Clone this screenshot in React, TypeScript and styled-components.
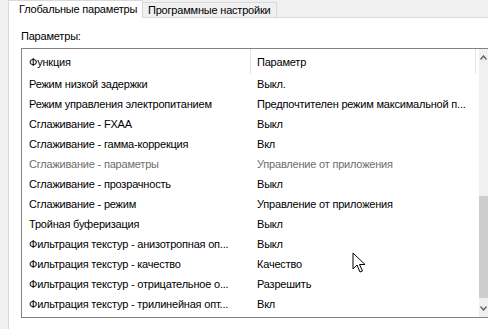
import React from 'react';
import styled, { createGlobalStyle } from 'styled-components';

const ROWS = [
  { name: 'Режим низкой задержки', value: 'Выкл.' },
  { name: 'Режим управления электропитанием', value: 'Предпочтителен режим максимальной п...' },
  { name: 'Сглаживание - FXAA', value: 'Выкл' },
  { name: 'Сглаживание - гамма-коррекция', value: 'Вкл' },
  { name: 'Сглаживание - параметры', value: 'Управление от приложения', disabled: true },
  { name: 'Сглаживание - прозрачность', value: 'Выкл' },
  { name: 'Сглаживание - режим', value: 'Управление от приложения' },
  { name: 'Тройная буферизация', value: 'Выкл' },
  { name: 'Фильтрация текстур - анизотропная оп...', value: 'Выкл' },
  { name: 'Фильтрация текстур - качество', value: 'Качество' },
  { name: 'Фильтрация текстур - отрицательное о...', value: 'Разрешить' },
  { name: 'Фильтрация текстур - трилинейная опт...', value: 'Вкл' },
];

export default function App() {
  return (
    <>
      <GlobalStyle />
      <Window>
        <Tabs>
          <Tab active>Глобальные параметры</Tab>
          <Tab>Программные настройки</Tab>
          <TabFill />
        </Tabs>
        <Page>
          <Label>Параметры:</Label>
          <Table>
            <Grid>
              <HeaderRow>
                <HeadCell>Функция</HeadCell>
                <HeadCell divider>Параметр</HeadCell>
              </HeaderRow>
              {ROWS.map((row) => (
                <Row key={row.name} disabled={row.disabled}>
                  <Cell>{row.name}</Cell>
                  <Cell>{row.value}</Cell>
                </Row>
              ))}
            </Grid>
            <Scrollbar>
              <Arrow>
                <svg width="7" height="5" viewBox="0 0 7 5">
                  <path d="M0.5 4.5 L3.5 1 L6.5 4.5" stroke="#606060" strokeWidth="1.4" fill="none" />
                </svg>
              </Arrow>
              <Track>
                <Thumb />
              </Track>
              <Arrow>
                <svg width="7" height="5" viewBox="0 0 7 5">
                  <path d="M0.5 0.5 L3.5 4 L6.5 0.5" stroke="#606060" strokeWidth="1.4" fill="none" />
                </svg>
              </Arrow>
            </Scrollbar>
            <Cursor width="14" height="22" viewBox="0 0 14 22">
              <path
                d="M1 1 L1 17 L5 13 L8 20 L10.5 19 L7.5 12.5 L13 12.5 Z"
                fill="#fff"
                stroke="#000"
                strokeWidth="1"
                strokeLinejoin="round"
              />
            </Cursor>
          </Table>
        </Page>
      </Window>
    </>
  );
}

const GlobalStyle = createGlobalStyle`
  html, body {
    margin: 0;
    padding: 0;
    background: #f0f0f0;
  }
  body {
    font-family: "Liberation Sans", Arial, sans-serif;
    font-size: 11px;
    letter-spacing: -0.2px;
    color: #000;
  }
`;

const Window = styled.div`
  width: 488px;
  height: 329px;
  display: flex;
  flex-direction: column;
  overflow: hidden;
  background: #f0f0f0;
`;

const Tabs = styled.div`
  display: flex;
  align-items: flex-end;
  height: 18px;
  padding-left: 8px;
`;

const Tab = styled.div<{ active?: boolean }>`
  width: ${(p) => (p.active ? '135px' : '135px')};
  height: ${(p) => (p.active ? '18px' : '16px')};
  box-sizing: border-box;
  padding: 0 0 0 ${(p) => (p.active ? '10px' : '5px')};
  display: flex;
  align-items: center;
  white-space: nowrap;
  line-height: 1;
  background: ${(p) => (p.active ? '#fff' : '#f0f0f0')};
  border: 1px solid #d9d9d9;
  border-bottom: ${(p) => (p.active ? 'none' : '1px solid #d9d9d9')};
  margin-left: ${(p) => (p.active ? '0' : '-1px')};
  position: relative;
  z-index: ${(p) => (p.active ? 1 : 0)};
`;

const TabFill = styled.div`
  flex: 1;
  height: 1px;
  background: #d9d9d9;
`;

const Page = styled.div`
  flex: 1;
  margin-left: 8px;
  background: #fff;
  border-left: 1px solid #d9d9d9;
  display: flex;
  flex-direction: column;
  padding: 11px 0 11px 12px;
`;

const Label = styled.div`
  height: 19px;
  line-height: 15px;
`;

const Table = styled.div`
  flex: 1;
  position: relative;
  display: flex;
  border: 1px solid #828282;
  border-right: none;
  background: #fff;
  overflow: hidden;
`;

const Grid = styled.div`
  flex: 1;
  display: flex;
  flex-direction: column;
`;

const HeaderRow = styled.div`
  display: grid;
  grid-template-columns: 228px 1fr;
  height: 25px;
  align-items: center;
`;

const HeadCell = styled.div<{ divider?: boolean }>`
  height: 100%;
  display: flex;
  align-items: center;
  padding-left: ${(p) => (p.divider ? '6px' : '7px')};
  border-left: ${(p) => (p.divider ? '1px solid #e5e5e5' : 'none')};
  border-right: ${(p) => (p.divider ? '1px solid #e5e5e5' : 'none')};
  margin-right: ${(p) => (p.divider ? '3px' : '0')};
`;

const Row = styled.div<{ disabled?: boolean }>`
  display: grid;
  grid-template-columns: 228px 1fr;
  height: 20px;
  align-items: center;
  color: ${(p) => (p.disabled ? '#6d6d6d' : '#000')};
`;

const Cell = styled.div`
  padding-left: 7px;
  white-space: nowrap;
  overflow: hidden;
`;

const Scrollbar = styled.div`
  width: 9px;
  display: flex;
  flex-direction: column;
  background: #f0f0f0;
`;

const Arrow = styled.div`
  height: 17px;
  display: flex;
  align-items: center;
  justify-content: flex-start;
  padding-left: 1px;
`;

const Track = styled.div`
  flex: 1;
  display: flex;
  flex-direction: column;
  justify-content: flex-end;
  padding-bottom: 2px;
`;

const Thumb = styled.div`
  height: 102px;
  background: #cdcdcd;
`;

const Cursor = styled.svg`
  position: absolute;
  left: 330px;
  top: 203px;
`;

##############################

# Given problem:
Find all the lines containing "React" in the material, then copy them.

# Answer to this problem:
Clone this screenshot in React, TypeScript and styled-components.
import React from 'react';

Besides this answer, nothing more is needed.